Cependant, le marché de la pharmacie est une terra incognita pour les groupes industriels confrontés à des problèmes de distribution et de logistique spécifiques. « Les quantités sont moins importantes. Les répartiteurs ont une connaissance du marché que nous n’avons pas », reconnaît Berthold Winkler, responsable marketing et ventes à la brasserie Lammsbräu. De son côté, pour distribuer sa bière Karla, Karlsberg s’est attaché les services d’Amapharm, un distributeur spécialisé dans les confiseries gélifiantes en pharmacies et un groupement de pharmacies sarroises, 1A-Gesund.

Le dernier verrou à faire sauter pour accéder au marché de la répartition est de se faire enregistrer auprès de l’IFA (Informationsstelle für Arzneispezialitäten). Les critères retenus par cet organisme indépendant reposent sur le caractère sanitaire des produits et les effets avérés sur la santé. Répartiteurs, industriels et pharmaciens ont un intérêt commun au positionnement de ces produits alimentaires dans les officines. La marge y est de deux à trois fois supérieure aux produits équivalents en supermarché. Le brasseur Karlsberg refuse de livrer les résultats chiffrés de son expérience. Mais il assure que le nombre d’officines distribuant la bière Karla devrait passer sous peu de 300 à 800. En pharmacie, les clients regardent moins à la dépense ou sont prêts à mettre le prix en échange d’une garantie d’efficacité et de qualité.

« On peut craindre à terme une perte d’image de la profession »

Si le pharmacien reste autonome dans le choix de son assortiment et maître de sa stratégie marketing, l’option agroalimentaire n’est pas sans comporter de risque. « La motivation de l’industrie et celle du pharmacien sont à l’origine semblables. Il s’agit de gagner de l’argent et de dégager un profil nouveau. Mais les conséquences ne sont pas les mêmes. Alors que l’industrie n’encourt aucun risque, le titulaire doit rester très vigilant et s’interroger de savoir si tel produit correspond à l’image qu’il veut donner de lui-même », met en garde Markus Preißner, directeur du département de recherches sur la distribution pharmaceutique à l’IfH, consultant en analyse de marchés. Et de poursuivre ses conseils à la prudence : « Le pharmacien doit rester sélectif, penser à sa marge, certes, mais surtout choisir les produits qui vont renforcer son coeur de compétence. »

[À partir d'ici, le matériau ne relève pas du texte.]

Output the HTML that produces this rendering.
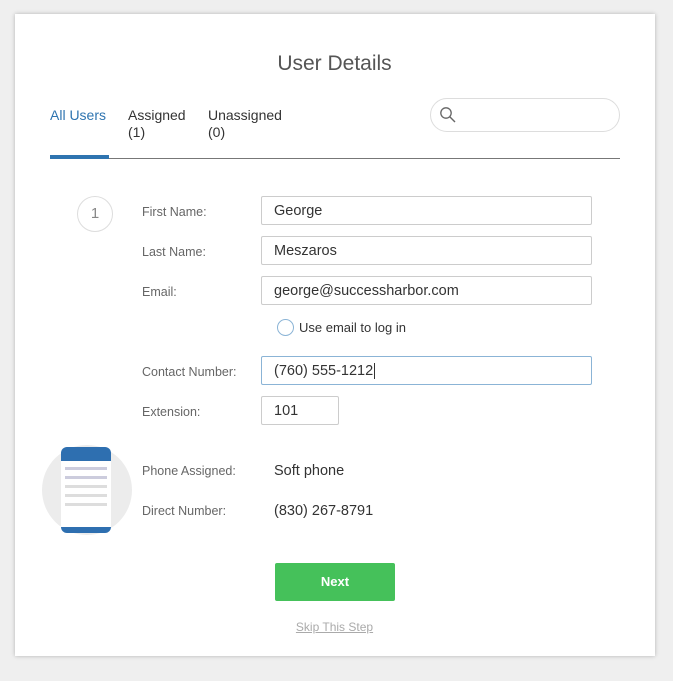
<!DOCTYPE html>
<html><head><style>
body{margin:0;width:673px;height:681px;background:#efefef;font-family:"Liberation Sans",sans-serif;position:relative;overflow:hidden}
.card{position:absolute;left:15px;top:14px;width:640px;height:642px;background:#fff;box-shadow:0 0 4px rgba(0,0,0,.25)}
.a{position:absolute}
.t{font-size:14px;color:#333}
.lbl{font-size:12.5px;color:#666}
.inp{position:absolute;border:1px solid #ccc;border-radius:2px;box-sizing:border-box;font-size:14.5px;color:#333;padding:6px 12px 0;line-height:17px;background:#fff}
</style></head><body>
<div class="card"></div>
<div class="a" style="left:0;width:669px;top:52px;text-align:center;font-size:21px;color:#555">User Details</div>
<div class="a" style="left:50px;top:107px;font-size:14px;color:#2e74b0">All Users</div>
<div class="a t" style="left:128px;top:107px;line-height:17px">Assigned<br>(1)</div>
<div class="a t" style="left:208px;top:107px;line-height:17px">Unassigned<br>(0)</div>
<div class="a" style="left:430px;top:98px;width:188px;height:32px;border:1px solid #ddd;border-radius:17px"></div>
<svg class="a" style="left:439px;top:106px" width="18" height="18" viewBox="0 0 18 18"><circle cx="7" cy="7" r="5.2" fill="none" stroke="#666" stroke-width="1.3"/><path d="M11 11L16 16" stroke="#666" stroke-width="1.4"/></svg>
<div class="a" style="left:50px;top:158px;width:570px;height:1px;background:#777"></div>
<div class="a" style="left:50px;top:155px;width:59px;height:4px;background:#2e74b0"></div>
<div class="a" style="left:77px;top:196px;width:34px;height:34px;border:1px solid #ddd;border-radius:50%;text-align:center;line-height:34px;font-size:15px;color:#888">1</div>
<div class="a lbl" style="left:142px;top:205px">First Name:</div>
<div class="inp" style="left:261px;top:196px;width:331px;height:29px">George</div>
<div class="a lbl" style="left:142px;top:245px">Last Name:</div>
<div class="inp" style="left:261px;top:236px;width:331px;height:29px">Meszaros</div>
<div class="a lbl" style="left:142px;top:285px">Email:</div>
<div class="inp" style="left:261px;top:276px;width:331px;height:29px">george@successharbor.com</div>
<div class="a" style="left:277px;top:319px;width:15px;height:15px;border:1px solid #8bb4d6;border-radius:50%"></div>
<div class="a" style="left:299px;top:320px;font-size:13px;color:#333">Use email to log in</div>
<div class="a lbl" style="left:142px;top:365px">Contact Number:</div>
<div class="inp" style="left:261px;top:356px;width:331px;height:29px;border-color:#8bb4d6">(760) 555-1212<span style="border-left:1px solid #333;margin-left:1px"></span></div>
<div class="a lbl" style="left:142px;top:405px">Extension:</div>
<div class="inp" style="left:261px;top:396px;width:78px;height:29px">101</div>
<div class="a" style="left:42px;top:445px;width:90px;height:90px;border-radius:50%;background:#ececec"></div>
<div class="a" style="left:61px;top:447px;width:50px;height:86px;background:#fff;border-radius:6px;overflow:hidden">
<div style="height:14px;background:#2e6fb0"></div>
<div style="margin:6px 4px;height:3px;background:#ccd"></div><div style="margin:6px 4px;height:3px;background:#ccd"></div><div style="margin:6px 4px;height:3px;background:#ddd"></div><div style="margin:6px 4px;height:3px;background:#ddd"></div><div style="margin:6px 4px;height:3px;background:#ddd"></div>
<div style="position:absolute;bottom:0;left:0;right:0;height:6px;background:#2e6fb0"></div></div>
<div class="a lbl" style="left:142px;top:464px">Phone Assigned:</div>
<div class="a" style="left:274px;top:463px;font-size:14.5px;color:#333">Soft phone</div>
<div class="a lbl" style="left:142px;top:504px">Direct Number:</div>
<div class="a" style="left:274px;top:503px;font-size:14.5px;color:#333">(830) 267-8791</div>
<div class="a" style="left:275px;top:563px;width:120px;height:38px;background:#45c15a;border-radius:2px;color:#fff;font-size:13px;font-weight:bold;text-align:center;line-height:38px">Next</div>
<div class="a" style="left:0;width:669px;top:620px;text-align:center;font-size:12px;color:#aaa;text-decoration:underline">Skip This Step</div>
</body></html>
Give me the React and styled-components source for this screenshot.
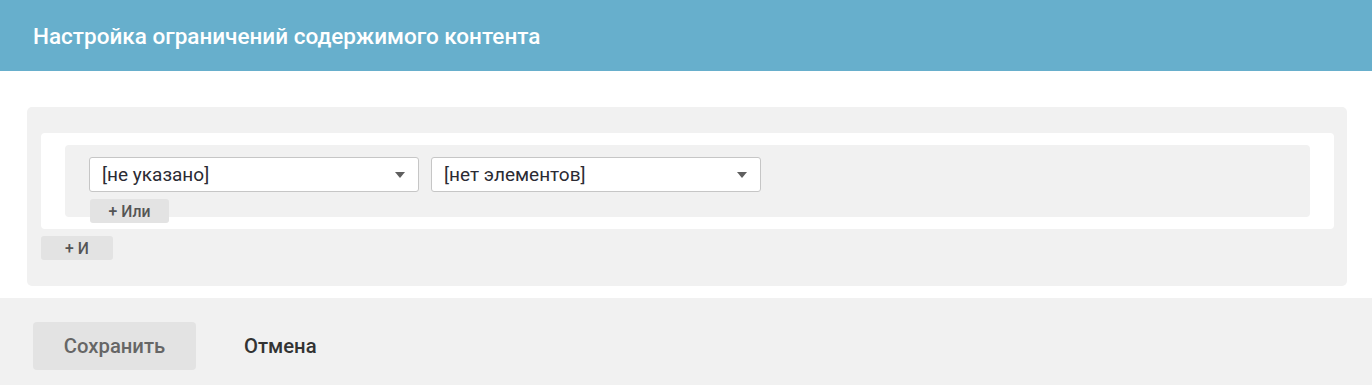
import React from "react";
import styled, { createGlobalStyle } from "styled-components";

const GlobalStyle = createGlobalStyle`
  body {
    margin: 0;
    background: #fff;
    font-family: Roboto, "Liberation Sans", sans-serif;
  }
`;

const Header = styled.header`
  height: 71px;
  background: #67afcc;
  display: flex;
  align-items: center;
  padding-left: 33px;
  h1 {
    margin: 0;
    color: #fff;
    font-size: 22.5px;
    font-weight: 500;
  }
`;

const Body = styled.main`
  padding: 36px 25px 12px 27px;
`;

const Panel = styled.section`
  background: #f1f1f1;
  border-radius: 5px;
  padding: 26px 13px 26px 14px;
`;

const Group = styled.div`
  background: #fff;
  border-radius: 4px;
  padding: 12px 24px;
  margin-bottom: 7px;
`;

const Condition = styled.div`
  background: #f1f1f1;
  border-radius: 4px;
  height: 72px;
  box-sizing: border-box;
  padding: 12px 24px 0;
`;

const Fields = styled.div`
  display: flex;
  gap: 12px;
  margin-bottom: 7px;
`;

const Select = styled.div`
  width: 330px;
  height: 35px;
  box-sizing: border-box;
  background: #fff;
  border: 1px solid #c6c6c6;
  border-radius: 3px;
  display: flex;
  align-items: center;
  justify-content: space-between;
  padding: 0 13px 0 12px;
  font-size: 19px;
  color: #2b2b33;
  &::after {
    content: "";
    border-left: 5px solid transparent;
    border-right: 5px solid transparent;
    border-top: 6px solid #5f5f5f;
  }
`;

const AddButton = styled.button`
  display: block;
  width: ${(p) => p.width}px;
  height: 24px;
  border: none;
  border-radius: 3px;
  background: #e3e3e3;
  color: #555;
  font-family: inherit;
  font-size: 15.75px;
  font-weight: 500;
  padding: 0;
  margin-left: ${(p) => p.offset || 0}px;
`;

const Footer = styled.footer`
  background: #f1f1f1;
  padding: 24px 33px 15px;
  display: flex;
  align-items: center;
`;

const Button = styled.button`
  height: 48px;
  border: none;
  border-radius: 4px;
  font-family: inherit;
  font-size: 20.25px;
  font-weight: 500;
  padding: 0 30px;
  background: ${(p) => (p.primary ? "#e3e3e3" : "transparent")};
  color: ${(p) => (p.primary ? "#666" : "#333")};
  width: ${(p) => (p.primary ? "163px" : "auto")};
  margin-left: ${(p) => (p.primary ? 0 : 18)}px;
`;

export default function App() {
  return (
    <>
      <GlobalStyle />
      <Header>
        <h1>Настройка ограничений содержимого контента</h1>
      </Header>
      <Body>
        <Panel>
          <Group>
            <Condition>
              <Fields>
                <Select>[не указано]</Select>
                <Select>[нет элементов]</Select>
              </Fields>
              <AddButton width={79} offset={1}>+ Или</AddButton>
            </Condition>
          </Group>
          <AddButton width={72}>+ И</AddButton>
        </Panel>
      </Body>
      <Footer>
        <Button primary>Сохранить</Button>
        <Button>Отмена</Button>
      </Footer>
    </>
  );
}
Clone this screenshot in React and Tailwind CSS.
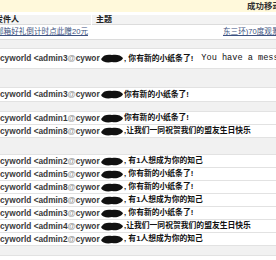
import React from 'react';

const SANS = { fontFamily: '"Liberation Sans", "Noto Sans CJK SC", sans-serif' };

const rows = [
  { kind: 'gap', h: 'h-[9px]' },
  { id: 3, text: ', 你有新的小纸条了!', extra: 'You have a message', h: 'h-[20px]' },
  { kind: 'gap', h: 'h-[19px]' },
  { id: 3, text: ' 你有新的小纸条了!', h: 'h-[14px]' },
  { kind: 'gap', h: 'h-[10px]' },
  { id: 1, text: ' 你有新的小纸条了!' },
  { id: 8, text: ',让我们一同祝贺我们的盟友生日快乐' },
  { kind: 'gap', h: 'h-[17px]' },
  { id: 2, text: ', 有1人想成为你的知己' },
  { id: 5, text: ', 你有新的小纸条了!' },
  { id: 8, text: ', 你有新的小纸条了!' },
  { id: 8, text: ', 有1人想成为你的知己' },
  { id: 3, text: ', 你有新的小纸条了!' },
  { id: 4, text: ',让我们一同祝贺我们的盟友生日快乐' },
  { id: 2, text: ', 有1人想成为你的知己' },
  { kind: 'gap', h: 'h-[10px]' },
];

function Blot() {
  return (
    <svg width="24" height="9" viewBox="0 0 24 9" className="shrink-0">
      <path d="M2 4 C3 1 8 0 12 1 C16 0 21 1 23 4 C22 7 17 9 12 8 C7 9 2 8 1 5 Z" fill="#111" />
    </svg>
  );
}

function MailRow({ id, text, extra, h = 'h-[13px]' }) {
  return (
    <div className={`flex items-center ${h} bg-white border-b border-[#e2e2e2]`}>
      <div className="w-[100px] shrink-0 overflow-hidden whitespace-nowrap text-[8.3px] font-bold text-[#3a3a3a]">
        cyworld &lt;admin{id}<span className="text-[#9a9a9a]">@</span>cyworld.com&gt;
      </div>
      <div className="flex flex-1 items-center overflow-hidden whitespace-nowrap">
        <Blot />
        <span className="text-[7.8px] font-bold text-[#111]">{text}</span>
        {extra && (
          <span
            className="ml-[8px] text-[8.6px] text-[#111]"
            style={{ fontFamily: '"Liberation Mono", "DejaVu Sans Mono", monospace' }}
          >
            {extra}
          </span>
        )}
      </div>
    </div>
  );
}

export default function App() {
  return (
    <div className="w-[276px] h-[260px] overflow-hidden bg-white" style={SANS}>
      {/* notice bar */}
      <div className="flex h-[12px] items-center bg-[#fff9db] pl-[247px] whitespace-nowrap text-[8.5px] font-bold text-[#333]">
        成功移动邮件
      </div>
      <div className="h-[3px] bg-white" />

      {/* header */}
      <div className="flex h-[10px] items-center bg-[#f3f3f3] border-b border-[#dcdcdc] text-[8px] font-bold text-[#222]">
        <div className="w-[97px] shrink-0 -ml-[5px] border-r border-white">发件人</div>
        <div className="pl-[4px]">主题</div>
      </div>

      {/* ad row */}
      <div className="flex h-[15px] items-center bg-white border-b border-[#dcdcdc] whitespace-nowrap text-[7.6px] text-[#3c5180]">
        <span className="-ml-[4px] underline">邮箱好礼倒计时点此赠20元</span>
        <span className="ml-[135px] underline">东三环)70度观景房</span>
      </div>

      {rows.map((r, i) =>
        r.kind === 'gap' ? (
          <div key={i} className={`${r.h} bg-[#f1f1f1] border-b border-[#e2e2e2]`} />
        ) : (
          <MailRow key={i} {...r} />
        )
      )}
    </div>
  );
}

C’est également l’un des soucis de Ursula Sellerberg, directrice de la communication de l’ABDA, la fédération des pharmaciens allemands. « On peut craindre à terme une perte d’image de la profession si chacun se met à vendre n’importe quoi. Aujourd’hui, c’est de l’alimentation et des voyages, et demain, ce sera quoi ? », s’interroge-t-elle. La question est pertinente…

Un marché qui vaut bien une union Coca-Cola-L’Oréal

Il n’y a pas qu’en Allemagne ! Danone a lancé début février, au rayon frais des grandes surfaces, Essensis, une nouvelle gamme de produits laitiers frais « destinés à nourrir la peau de l’intérieur ». Arguant que « le lancement de cette nouveauté pourrait susciter quelques interrogations de la part des patients », la marque en a profité pour faire de l’oeil aux pharmaciens français, avec une brochure de synthèse « mettant en évidence l’intérêt du produit laitier pour la peau, au travers de résultats d’études cliniques ». Danone propose également aux officinaux des brochures d’information à destination des patients.

Quant à Coca-Cola et L’Oréal, ils collaborent pour lancer en 2008 Lumaé, une boisson à base de thé censée embellir la peau.